* _AIM_
All lines featuring the string "this" are to be listed.

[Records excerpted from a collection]
[BEGIN]
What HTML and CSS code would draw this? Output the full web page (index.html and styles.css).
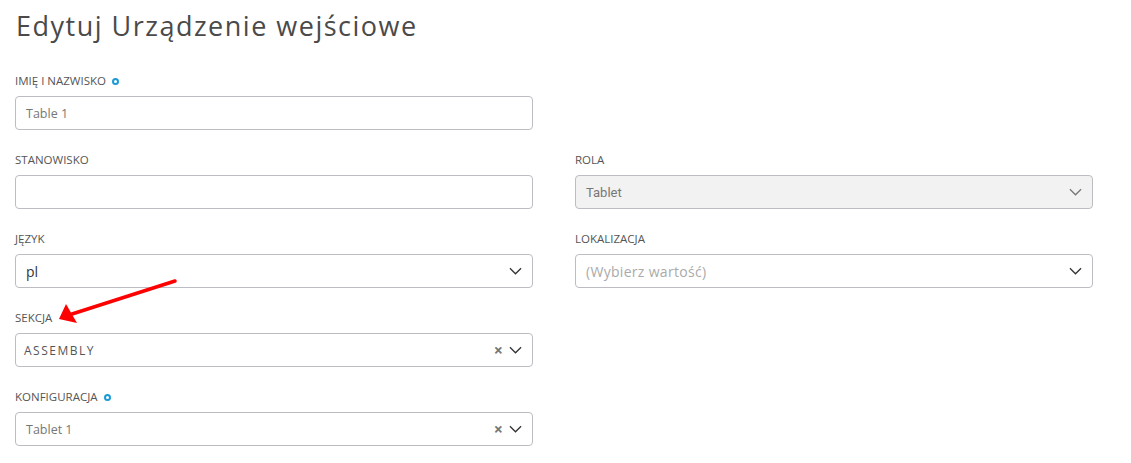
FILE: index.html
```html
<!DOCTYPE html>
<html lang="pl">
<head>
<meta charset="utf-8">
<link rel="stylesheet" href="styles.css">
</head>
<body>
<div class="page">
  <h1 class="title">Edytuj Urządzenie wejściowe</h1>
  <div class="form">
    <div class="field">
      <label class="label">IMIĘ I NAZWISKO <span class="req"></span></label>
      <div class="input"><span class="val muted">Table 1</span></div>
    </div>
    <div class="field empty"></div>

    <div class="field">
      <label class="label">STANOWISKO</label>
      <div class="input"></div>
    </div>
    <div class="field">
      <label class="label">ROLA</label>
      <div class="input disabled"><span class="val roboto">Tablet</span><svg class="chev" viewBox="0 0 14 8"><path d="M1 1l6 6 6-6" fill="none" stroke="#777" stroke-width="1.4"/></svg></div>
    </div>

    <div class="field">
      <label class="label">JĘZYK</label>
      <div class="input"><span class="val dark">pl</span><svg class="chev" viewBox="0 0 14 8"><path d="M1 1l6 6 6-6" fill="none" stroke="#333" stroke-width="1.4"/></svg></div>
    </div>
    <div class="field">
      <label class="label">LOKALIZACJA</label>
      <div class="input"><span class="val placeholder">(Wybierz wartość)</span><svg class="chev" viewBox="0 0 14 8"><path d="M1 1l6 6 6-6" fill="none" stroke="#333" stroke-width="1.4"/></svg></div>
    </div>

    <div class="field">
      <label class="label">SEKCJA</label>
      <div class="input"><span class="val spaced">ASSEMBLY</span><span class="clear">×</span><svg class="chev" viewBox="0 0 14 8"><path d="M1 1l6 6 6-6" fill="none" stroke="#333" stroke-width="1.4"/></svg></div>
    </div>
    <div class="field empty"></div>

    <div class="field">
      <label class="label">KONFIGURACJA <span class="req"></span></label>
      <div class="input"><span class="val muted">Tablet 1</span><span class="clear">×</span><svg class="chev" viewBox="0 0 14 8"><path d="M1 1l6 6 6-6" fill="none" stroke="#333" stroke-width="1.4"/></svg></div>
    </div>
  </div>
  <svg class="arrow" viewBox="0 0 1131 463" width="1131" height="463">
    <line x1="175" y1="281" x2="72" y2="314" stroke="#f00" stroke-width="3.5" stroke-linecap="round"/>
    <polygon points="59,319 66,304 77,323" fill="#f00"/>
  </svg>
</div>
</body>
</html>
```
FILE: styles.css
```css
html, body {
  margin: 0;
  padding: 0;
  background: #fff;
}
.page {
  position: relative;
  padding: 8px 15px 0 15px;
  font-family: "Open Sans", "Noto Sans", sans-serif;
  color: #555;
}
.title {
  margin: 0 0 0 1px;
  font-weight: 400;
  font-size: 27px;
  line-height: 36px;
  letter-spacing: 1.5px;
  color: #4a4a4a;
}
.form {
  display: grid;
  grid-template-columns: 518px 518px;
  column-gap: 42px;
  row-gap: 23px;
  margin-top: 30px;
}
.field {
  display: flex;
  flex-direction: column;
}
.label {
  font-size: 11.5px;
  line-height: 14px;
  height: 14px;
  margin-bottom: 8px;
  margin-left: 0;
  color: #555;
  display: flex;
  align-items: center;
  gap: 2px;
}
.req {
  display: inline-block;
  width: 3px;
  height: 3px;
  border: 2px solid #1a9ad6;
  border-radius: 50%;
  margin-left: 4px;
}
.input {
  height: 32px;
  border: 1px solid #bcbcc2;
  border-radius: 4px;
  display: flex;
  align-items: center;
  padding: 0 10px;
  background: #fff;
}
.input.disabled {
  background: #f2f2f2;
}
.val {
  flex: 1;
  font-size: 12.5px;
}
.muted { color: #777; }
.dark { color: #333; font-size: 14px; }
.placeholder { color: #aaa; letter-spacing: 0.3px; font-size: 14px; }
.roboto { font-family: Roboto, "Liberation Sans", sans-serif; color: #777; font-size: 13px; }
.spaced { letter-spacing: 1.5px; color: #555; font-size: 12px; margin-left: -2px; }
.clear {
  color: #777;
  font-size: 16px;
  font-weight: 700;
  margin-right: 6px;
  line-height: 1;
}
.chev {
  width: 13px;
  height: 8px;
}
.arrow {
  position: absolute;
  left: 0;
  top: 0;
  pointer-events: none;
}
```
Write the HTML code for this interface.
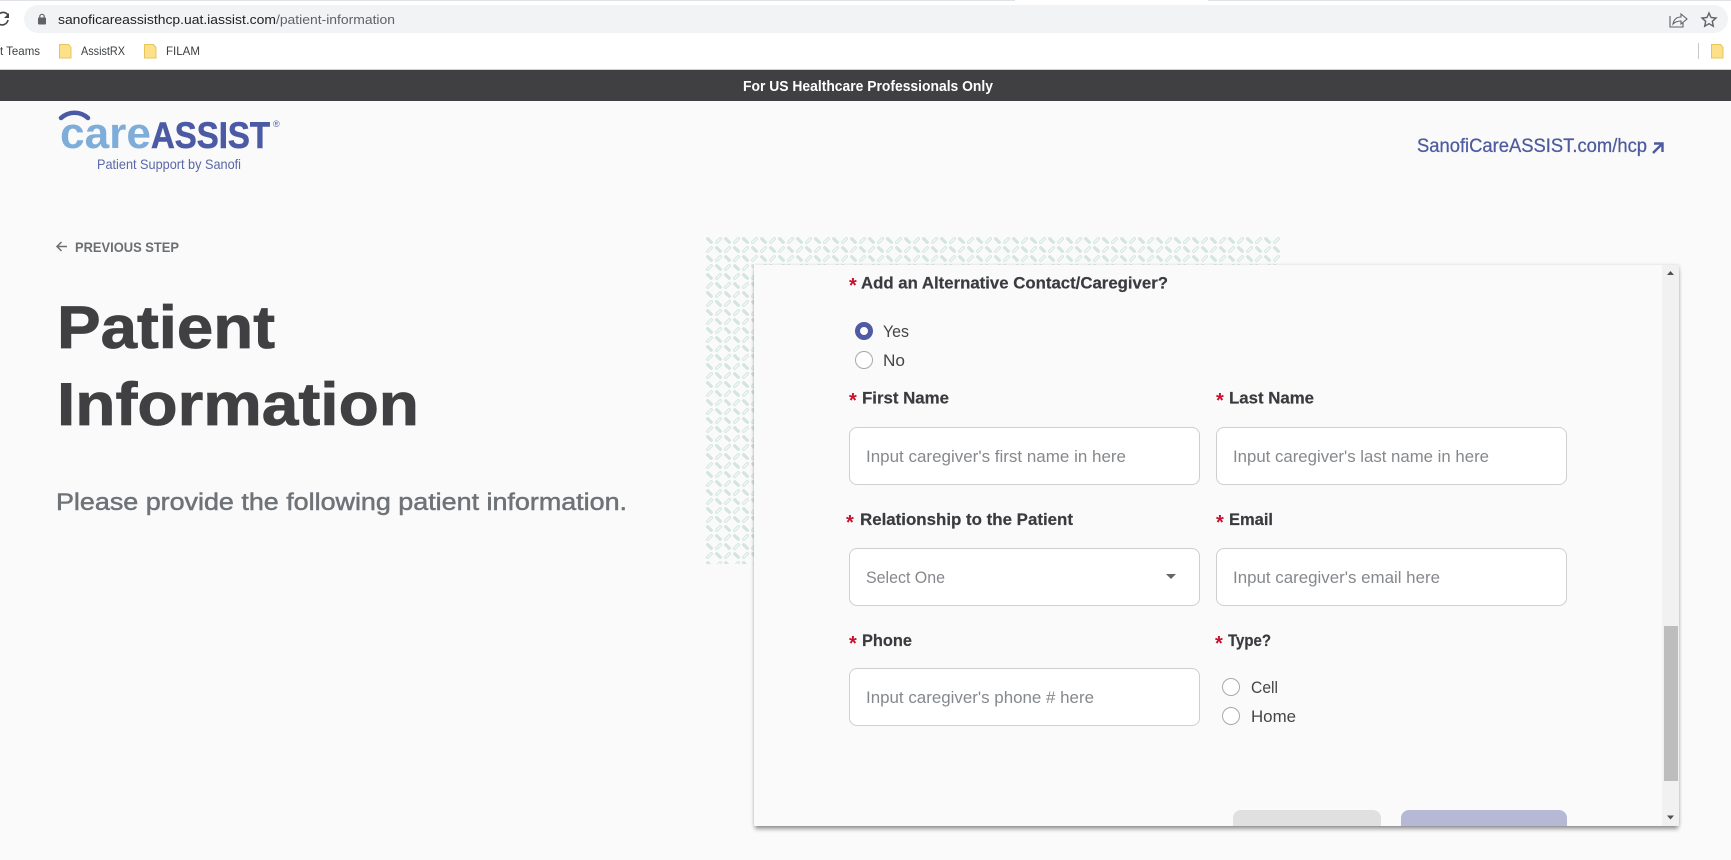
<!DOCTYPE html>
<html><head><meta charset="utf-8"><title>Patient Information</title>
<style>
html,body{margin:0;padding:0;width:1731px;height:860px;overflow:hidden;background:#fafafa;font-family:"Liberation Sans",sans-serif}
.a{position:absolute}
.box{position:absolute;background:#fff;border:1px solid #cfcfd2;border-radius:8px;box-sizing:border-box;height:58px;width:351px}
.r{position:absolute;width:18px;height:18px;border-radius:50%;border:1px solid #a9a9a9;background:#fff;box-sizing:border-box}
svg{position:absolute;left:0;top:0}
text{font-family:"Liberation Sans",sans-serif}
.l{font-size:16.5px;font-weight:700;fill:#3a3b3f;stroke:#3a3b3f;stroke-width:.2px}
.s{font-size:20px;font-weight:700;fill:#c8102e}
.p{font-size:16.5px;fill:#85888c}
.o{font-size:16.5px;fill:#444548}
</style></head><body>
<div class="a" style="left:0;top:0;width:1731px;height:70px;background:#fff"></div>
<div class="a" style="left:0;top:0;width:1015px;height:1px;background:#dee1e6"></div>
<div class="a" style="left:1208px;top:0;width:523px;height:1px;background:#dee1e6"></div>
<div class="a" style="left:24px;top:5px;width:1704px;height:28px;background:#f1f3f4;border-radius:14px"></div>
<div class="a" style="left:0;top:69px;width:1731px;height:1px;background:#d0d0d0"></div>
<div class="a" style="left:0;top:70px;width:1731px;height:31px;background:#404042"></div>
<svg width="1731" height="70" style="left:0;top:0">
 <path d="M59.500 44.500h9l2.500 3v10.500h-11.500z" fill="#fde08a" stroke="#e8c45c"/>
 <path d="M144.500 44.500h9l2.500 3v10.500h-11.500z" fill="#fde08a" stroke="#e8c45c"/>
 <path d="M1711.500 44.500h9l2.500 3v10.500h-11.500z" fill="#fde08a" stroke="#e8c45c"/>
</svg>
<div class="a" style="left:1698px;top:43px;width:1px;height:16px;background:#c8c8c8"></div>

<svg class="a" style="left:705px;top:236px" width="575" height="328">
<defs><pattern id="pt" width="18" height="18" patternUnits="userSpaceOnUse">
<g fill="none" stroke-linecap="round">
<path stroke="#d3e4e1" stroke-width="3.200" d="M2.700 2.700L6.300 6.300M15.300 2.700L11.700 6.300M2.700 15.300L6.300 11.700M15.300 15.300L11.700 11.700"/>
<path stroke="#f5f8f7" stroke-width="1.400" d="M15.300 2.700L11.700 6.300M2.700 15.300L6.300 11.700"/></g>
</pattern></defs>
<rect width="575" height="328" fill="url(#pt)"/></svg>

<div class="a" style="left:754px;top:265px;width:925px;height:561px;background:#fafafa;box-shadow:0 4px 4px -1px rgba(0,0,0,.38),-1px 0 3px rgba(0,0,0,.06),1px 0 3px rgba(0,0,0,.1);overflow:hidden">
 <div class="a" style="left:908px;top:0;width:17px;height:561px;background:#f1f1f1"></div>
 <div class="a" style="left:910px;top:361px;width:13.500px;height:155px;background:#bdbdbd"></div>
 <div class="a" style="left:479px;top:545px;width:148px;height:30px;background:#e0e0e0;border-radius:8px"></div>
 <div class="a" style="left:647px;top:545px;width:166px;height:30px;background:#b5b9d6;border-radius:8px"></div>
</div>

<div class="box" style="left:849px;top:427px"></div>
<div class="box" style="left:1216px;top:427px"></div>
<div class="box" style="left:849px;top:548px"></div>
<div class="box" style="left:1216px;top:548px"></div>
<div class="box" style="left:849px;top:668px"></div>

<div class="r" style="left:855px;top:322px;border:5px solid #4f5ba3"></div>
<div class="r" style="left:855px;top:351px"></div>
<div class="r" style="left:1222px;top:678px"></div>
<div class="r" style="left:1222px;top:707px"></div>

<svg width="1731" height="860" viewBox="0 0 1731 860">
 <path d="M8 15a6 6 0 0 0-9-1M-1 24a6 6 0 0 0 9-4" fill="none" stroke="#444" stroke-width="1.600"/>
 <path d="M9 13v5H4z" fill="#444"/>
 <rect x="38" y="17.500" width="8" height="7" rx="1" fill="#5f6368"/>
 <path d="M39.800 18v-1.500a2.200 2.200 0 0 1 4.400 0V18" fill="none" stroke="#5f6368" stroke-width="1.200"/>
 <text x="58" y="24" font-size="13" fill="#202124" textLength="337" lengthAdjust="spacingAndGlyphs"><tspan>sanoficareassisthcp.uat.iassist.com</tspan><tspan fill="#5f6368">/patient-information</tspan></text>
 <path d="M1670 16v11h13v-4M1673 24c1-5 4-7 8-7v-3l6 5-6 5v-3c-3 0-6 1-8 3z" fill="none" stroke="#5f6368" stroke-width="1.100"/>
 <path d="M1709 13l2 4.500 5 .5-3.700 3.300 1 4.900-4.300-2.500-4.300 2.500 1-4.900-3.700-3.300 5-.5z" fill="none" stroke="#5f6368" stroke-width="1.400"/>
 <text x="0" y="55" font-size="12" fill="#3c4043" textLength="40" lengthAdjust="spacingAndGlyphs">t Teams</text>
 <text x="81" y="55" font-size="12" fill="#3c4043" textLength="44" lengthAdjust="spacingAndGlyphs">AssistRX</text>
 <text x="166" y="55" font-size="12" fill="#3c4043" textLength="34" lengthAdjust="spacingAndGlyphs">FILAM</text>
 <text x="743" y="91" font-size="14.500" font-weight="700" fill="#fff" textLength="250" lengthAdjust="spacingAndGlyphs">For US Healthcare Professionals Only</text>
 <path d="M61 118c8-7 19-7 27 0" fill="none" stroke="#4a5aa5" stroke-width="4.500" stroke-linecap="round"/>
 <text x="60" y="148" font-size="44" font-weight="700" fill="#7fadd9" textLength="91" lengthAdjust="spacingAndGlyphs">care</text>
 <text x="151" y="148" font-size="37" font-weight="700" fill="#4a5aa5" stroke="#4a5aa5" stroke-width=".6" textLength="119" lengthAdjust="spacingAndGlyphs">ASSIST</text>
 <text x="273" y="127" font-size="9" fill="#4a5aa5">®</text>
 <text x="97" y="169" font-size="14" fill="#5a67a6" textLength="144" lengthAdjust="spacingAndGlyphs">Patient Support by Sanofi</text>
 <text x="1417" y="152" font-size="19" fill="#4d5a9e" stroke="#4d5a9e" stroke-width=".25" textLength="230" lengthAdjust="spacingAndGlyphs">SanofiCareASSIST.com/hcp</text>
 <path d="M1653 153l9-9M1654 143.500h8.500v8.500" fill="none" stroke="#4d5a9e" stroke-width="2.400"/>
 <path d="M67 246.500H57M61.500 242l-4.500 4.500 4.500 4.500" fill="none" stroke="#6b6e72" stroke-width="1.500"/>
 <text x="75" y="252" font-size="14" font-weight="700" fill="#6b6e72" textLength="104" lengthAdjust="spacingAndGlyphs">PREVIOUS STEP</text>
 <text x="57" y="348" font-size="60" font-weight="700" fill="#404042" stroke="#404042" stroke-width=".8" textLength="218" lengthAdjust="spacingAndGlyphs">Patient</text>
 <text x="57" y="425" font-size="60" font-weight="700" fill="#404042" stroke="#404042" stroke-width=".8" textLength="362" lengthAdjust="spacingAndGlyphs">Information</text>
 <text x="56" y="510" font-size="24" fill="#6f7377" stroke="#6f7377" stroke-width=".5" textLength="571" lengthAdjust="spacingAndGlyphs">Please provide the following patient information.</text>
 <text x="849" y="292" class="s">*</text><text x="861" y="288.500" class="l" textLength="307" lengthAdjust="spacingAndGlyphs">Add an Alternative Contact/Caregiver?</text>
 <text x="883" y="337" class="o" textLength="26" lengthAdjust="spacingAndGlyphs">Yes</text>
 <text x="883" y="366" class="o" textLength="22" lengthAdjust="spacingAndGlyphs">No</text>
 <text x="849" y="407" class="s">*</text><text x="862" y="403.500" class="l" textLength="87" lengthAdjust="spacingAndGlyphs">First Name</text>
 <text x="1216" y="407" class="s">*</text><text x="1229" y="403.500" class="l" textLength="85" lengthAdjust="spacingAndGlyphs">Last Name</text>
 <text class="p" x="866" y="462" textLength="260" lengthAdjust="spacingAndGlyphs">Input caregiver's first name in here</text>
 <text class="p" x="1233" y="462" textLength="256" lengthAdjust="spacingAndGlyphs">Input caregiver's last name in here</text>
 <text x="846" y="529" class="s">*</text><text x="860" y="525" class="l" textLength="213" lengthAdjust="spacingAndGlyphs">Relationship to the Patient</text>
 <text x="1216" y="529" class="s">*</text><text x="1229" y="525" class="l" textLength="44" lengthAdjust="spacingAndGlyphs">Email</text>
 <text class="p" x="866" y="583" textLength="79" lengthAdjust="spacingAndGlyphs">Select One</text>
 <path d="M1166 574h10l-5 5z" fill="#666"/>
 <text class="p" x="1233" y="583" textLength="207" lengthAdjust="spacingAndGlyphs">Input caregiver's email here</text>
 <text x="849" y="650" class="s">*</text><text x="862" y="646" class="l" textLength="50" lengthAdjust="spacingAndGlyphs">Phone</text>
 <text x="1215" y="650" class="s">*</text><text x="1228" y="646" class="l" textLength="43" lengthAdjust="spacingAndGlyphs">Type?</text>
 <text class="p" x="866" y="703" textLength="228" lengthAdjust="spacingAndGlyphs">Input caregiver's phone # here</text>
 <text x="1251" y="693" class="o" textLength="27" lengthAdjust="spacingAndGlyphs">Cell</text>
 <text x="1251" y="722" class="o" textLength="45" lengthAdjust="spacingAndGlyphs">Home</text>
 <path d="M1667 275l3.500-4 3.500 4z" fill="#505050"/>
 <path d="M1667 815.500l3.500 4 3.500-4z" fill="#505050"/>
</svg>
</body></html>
[END]
* _OUTPUT BELOW_
What HTML and CSS code would draw this? Output the full web page (index.html and styles.css).
Write the HTML code for this interface.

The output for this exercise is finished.